* START *

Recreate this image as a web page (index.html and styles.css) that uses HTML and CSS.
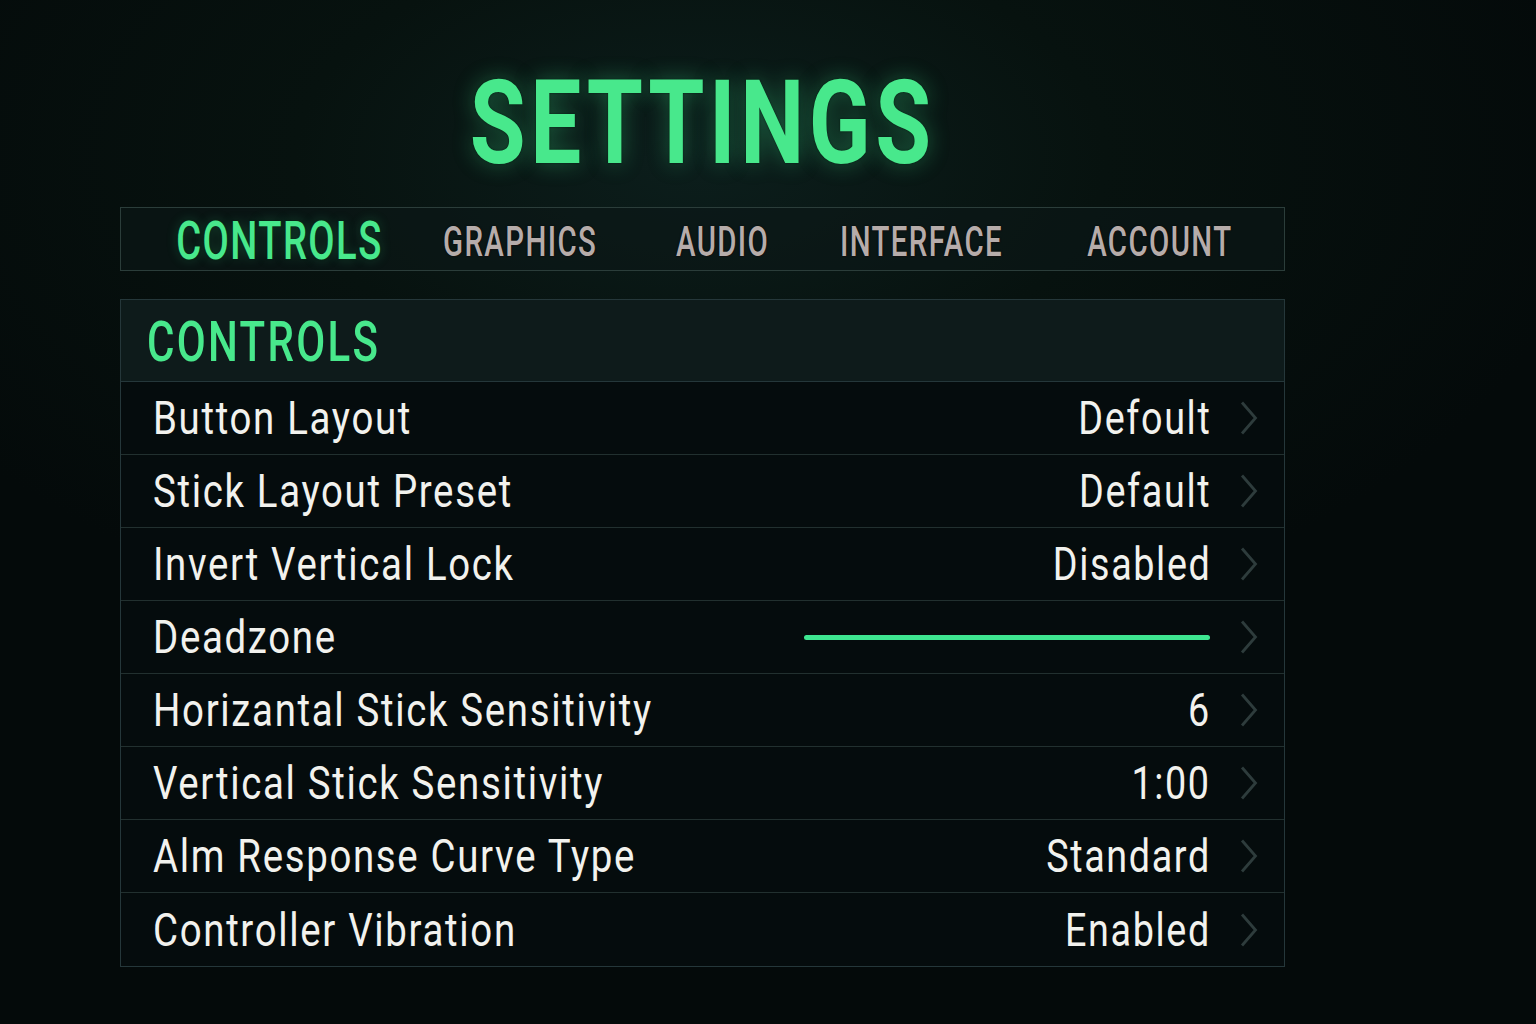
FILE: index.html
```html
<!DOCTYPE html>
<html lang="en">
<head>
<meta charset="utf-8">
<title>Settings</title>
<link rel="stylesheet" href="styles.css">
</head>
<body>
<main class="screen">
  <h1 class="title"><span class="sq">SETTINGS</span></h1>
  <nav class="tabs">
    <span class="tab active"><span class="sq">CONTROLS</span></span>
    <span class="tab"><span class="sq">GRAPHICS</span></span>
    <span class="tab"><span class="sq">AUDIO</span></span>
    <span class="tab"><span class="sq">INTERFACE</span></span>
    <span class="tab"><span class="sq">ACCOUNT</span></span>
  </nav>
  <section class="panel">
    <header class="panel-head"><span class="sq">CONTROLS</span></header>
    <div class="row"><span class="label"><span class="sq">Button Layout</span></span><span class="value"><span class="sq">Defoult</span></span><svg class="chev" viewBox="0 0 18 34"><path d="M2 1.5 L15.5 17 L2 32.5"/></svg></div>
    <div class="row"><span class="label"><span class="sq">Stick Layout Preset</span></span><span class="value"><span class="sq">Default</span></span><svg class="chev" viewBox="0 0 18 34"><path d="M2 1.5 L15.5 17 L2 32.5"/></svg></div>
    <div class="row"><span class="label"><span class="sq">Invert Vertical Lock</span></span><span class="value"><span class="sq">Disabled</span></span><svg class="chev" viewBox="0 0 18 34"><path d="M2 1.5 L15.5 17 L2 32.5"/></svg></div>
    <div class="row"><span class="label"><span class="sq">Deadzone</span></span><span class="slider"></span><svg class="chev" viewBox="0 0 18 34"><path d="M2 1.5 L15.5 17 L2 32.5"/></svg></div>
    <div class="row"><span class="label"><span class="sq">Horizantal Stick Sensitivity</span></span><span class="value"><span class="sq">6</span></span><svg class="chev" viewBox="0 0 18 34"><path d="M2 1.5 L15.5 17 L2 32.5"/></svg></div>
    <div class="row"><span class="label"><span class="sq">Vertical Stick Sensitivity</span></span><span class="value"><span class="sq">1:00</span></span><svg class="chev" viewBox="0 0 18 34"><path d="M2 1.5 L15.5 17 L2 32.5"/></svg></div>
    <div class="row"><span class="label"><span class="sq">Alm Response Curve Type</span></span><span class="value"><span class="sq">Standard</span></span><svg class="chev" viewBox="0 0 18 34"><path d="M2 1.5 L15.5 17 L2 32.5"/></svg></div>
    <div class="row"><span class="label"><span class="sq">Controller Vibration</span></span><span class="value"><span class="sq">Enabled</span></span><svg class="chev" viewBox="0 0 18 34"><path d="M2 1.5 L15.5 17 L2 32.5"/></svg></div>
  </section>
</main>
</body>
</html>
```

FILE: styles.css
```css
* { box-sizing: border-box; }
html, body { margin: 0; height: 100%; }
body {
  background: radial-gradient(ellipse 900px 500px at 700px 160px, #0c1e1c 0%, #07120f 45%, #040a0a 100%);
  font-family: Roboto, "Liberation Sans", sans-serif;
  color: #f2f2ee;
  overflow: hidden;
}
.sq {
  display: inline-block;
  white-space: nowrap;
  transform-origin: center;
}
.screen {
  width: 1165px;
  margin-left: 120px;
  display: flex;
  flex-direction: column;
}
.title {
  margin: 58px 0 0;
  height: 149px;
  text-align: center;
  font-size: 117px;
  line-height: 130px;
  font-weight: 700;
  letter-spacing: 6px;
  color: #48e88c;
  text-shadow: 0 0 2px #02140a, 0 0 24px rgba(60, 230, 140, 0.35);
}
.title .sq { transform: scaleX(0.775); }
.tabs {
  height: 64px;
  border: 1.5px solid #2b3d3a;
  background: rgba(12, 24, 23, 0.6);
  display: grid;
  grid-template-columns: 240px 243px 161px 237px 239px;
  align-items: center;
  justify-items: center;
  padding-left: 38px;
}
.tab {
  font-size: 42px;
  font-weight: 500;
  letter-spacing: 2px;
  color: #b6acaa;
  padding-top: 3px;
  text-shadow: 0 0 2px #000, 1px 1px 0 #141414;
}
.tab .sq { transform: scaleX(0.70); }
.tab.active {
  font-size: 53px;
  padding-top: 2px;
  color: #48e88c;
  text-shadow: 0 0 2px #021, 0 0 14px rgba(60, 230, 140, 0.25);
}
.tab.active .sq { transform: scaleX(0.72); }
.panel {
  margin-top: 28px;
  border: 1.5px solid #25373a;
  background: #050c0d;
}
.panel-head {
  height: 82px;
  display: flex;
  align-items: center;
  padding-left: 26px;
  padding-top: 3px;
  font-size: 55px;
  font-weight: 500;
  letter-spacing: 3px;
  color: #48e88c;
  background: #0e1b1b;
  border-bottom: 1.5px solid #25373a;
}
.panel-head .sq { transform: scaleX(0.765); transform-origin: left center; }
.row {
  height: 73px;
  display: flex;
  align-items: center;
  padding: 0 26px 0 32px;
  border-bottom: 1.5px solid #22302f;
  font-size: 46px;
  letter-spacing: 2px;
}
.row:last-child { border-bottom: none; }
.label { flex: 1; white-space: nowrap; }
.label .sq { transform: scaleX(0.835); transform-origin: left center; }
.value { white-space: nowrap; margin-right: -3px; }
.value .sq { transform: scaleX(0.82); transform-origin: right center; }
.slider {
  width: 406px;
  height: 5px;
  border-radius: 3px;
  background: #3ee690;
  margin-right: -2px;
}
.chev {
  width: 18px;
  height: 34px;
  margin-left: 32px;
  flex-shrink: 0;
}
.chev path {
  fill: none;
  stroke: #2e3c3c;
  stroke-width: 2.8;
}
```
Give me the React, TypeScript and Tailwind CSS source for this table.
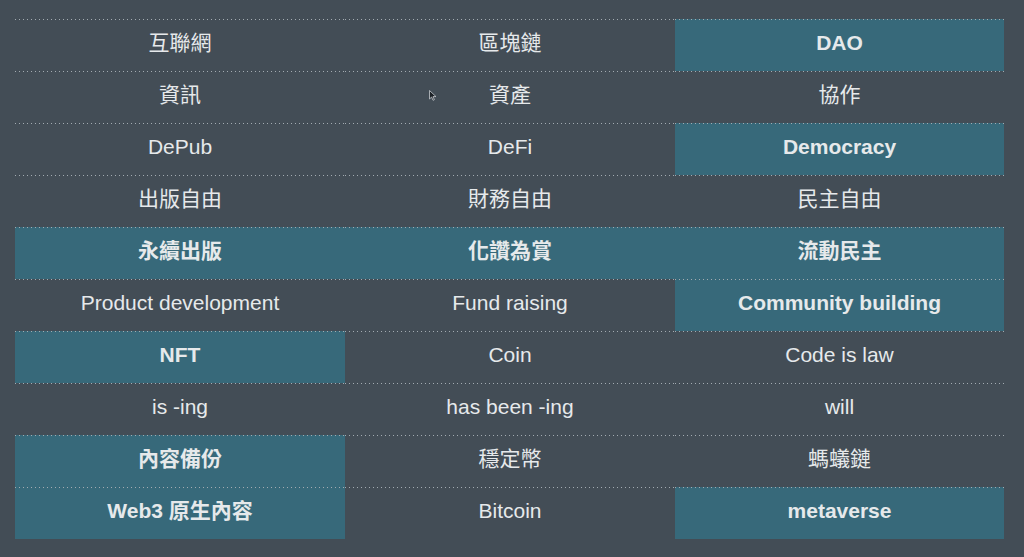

* END *

• [Exercise instructions]: The records above are to be restated exactly, without their pictures.

• [Output for this exercise]:
Recreate this image as a web page (index.html and styles.css) that uses HTML and CSS.
FILE: index.html
```html
<!DOCTYPE html>
<html lang="en">
<head>
<meta charset="utf-8">
<title>Settings</title>
<link rel="stylesheet" href="styles.css">
</head>
<body>
<main class="screen">
  <h1 class="title"><span class="sq">SETTINGS</span></h1>
  <nav class="tabs">
    <span class="tab active"><span class="sq">CONTROLS</span></span>
    <span class="tab"><span class="sq">GRAPHICS</span></span>
    <span class="tab"><span class="sq">AUDIO</span></span>
    <span class="tab"><span class="sq">INTERFACE</span></span>
    <span class="tab"><span class="sq">ACCOUNT</span></span>
  </nav>
  <section class="panel">
    <header class="panel-head"><span class="sq">CONTROLS</span></header>
    <div class="row"><span class="label"><span class="sq">Button Layout</span></span><span class="value"><span class="sq">Defoult</span></span><svg class="chev" viewBox="0 0 18 34"><path d="M2 1.5 L15.5 17 L2 32.5"/></svg></div>
    <div class="row"><span class="label"><span class="sq">Stick Layout Preset</span></span><span class="value"><span class="sq">Default</span></span><svg class="chev" viewBox="0 0 18 34"><path d="M2 1.5 L15.5 17 L2 32.5"/></svg></div>
    <div class="row"><span class="label"><span class="sq">Invert Vertical Lock</span></span><span class="value"><span class="sq">Disabled</span></span><svg class="chev" viewBox="0 0 18 34"><path d="M2 1.5 L15.5 17 L2 32.5"/></svg></div>
    <div class="row"><span class="label"><span class="sq">Deadzone</span></span><span class="slider"></span><svg class="chev" viewBox="0 0 18 34"><path d="M2 1.5 L15.5 17 L2 32.5"/></svg></div>
    <div class="row"><span class="label"><span class="sq">Horizantal Stick Sensitivity</span></span><span class="value"><span class="sq">6</span></span><svg class="chev" viewBox="0 0 18 34"><path d="M2 1.5 L15.5 17 L2 32.5"/></svg></div>
    <div class="row"><span class="label"><span class="sq">Vertical Stick Sensitivity</span></span><span class="value"><span class="sq">1:00</span></span><svg class="chev" viewBox="0 0 18 34"><path d="M2 1.5 L15.5 17 L2 32.5"/></svg></div>
    <div class="row"><span class="label"><span class="sq">Alm Response Curve Type</span></span><span class="value"><span class="sq">Standard</span></span><svg class="chev" viewBox="0 0 18 34"><path d="M2 1.5 L15.5 17 L2 32.5"/></svg></div>
    <div class="row"><span class="label"><span class="sq">Controller Vibration</span></span><span class="value"><span class="sq">Enabled</span></span><svg class="chev" viewBox="0 0 18 34"><path d="M2 1.5 L15.5 17 L2 32.5"/></svg></div>
  </section>
</main>
</body>
</html>
```

FILE: styles.css
```css
* { box-sizing: border-box; }
html, body { margin: 0; height: 100%; }
body {
  background: radial-gradient(ellipse 900px 500px at 700px 160px, #0c1e1c 0%, #07120f 45%, #040a0a 100%);
  font-family: Roboto, "Liberation Sans", sans-serif;
  color: #f2f2ee;
  overflow: hidden;
}
.sq {
  display: inline-block;
  white-space: nowrap;
  transform-origin: center;
}
.screen {
  width: 1165px;
  margin-left: 120px;
  display: flex;
  flex-direction: column;
}
.title {
  margin: 58px 0 0;
  height: 149px;
  text-align: center;
  font-size: 117px;
  line-height: 130px;
  font-weight: 700;
  letter-spacing: 6px;
  color: #48e88c;
  text-shadow: 0 0 2px #02140a, 0 0 24px rgba(60, 230, 140, 0.35);
}
.title .sq { transform: scaleX(0.775); }
.tabs {
  height: 64px;
  border: 1.5px solid #2b3d3a;
  background: rgba(12, 24, 23, 0.6);
  display: grid;
  grid-template-columns: 240px 243px 161px 237px 239px;
  align-items: center;
  justify-items: center;
  padding-left: 38px;
}
.tab {
  font-size: 42px;
  font-weight: 500;
  letter-spacing: 2px;
  color: #b6acaa;
  padding-top: 3px;
  text-shadow: 0 0 2px #000, 1px 1px 0 #141414;
}
.tab .sq { transform: scaleX(0.70); }
.tab.active {
  font-size: 53px;
  padding-top: 2px;
  color: #48e88c;
  text-shadow: 0 0 2px #021, 0 0 14px rgba(60, 230, 140, 0.25);
}
.tab.active .sq { transform: scaleX(0.72); }
.panel {
  margin-top: 28px;
  border: 1.5px solid #25373a;
  background: #050c0d;
}
.panel-head {
  height: 82px;
  display: flex;
  align-items: center;
  padding-left: 26px;
  padding-top: 3px;
  font-size: 55px;
  font-weight: 500;
  letter-spacing: 3px;
  color: #48e88c;
  background: #0e1b1b;
  border-bottom: 1.5px solid #25373a;
}
.panel-head .sq { transform: scaleX(0.765); transform-origin: left center; }
.row {
  height: 73px;
  display: flex;
  align-items: center;
  padding: 0 26px 0 32px;
  border-bottom: 1.5px solid #22302f;
  font-size: 46px;
  letter-spacing: 2px;
}
.row:last-child { border-bottom: none; }
.label { flex: 1; white-space: nowrap; }
.label .sq { transform: scaleX(0.835); transform-origin: left center; }
.value { white-space: nowrap; margin-right: -3px; }
.value .sq { transform: scaleX(0.82); transform-origin: right center; }
.slider {
  width: 406px;
  height: 5px;
  border-radius: 3px;
  background: #3ee690;
  margin-right: -2px;
}
.chev {
  width: 18px;
  height: 34px;
  margin-left: 32px;
  flex-shrink: 0;
}
.chev path {
  fill: none;
  stroke: #2e3c3c;
  stroke-width: 2.8;
}
```
Give me the React, TypeScript and Tailwind CSS source for this table.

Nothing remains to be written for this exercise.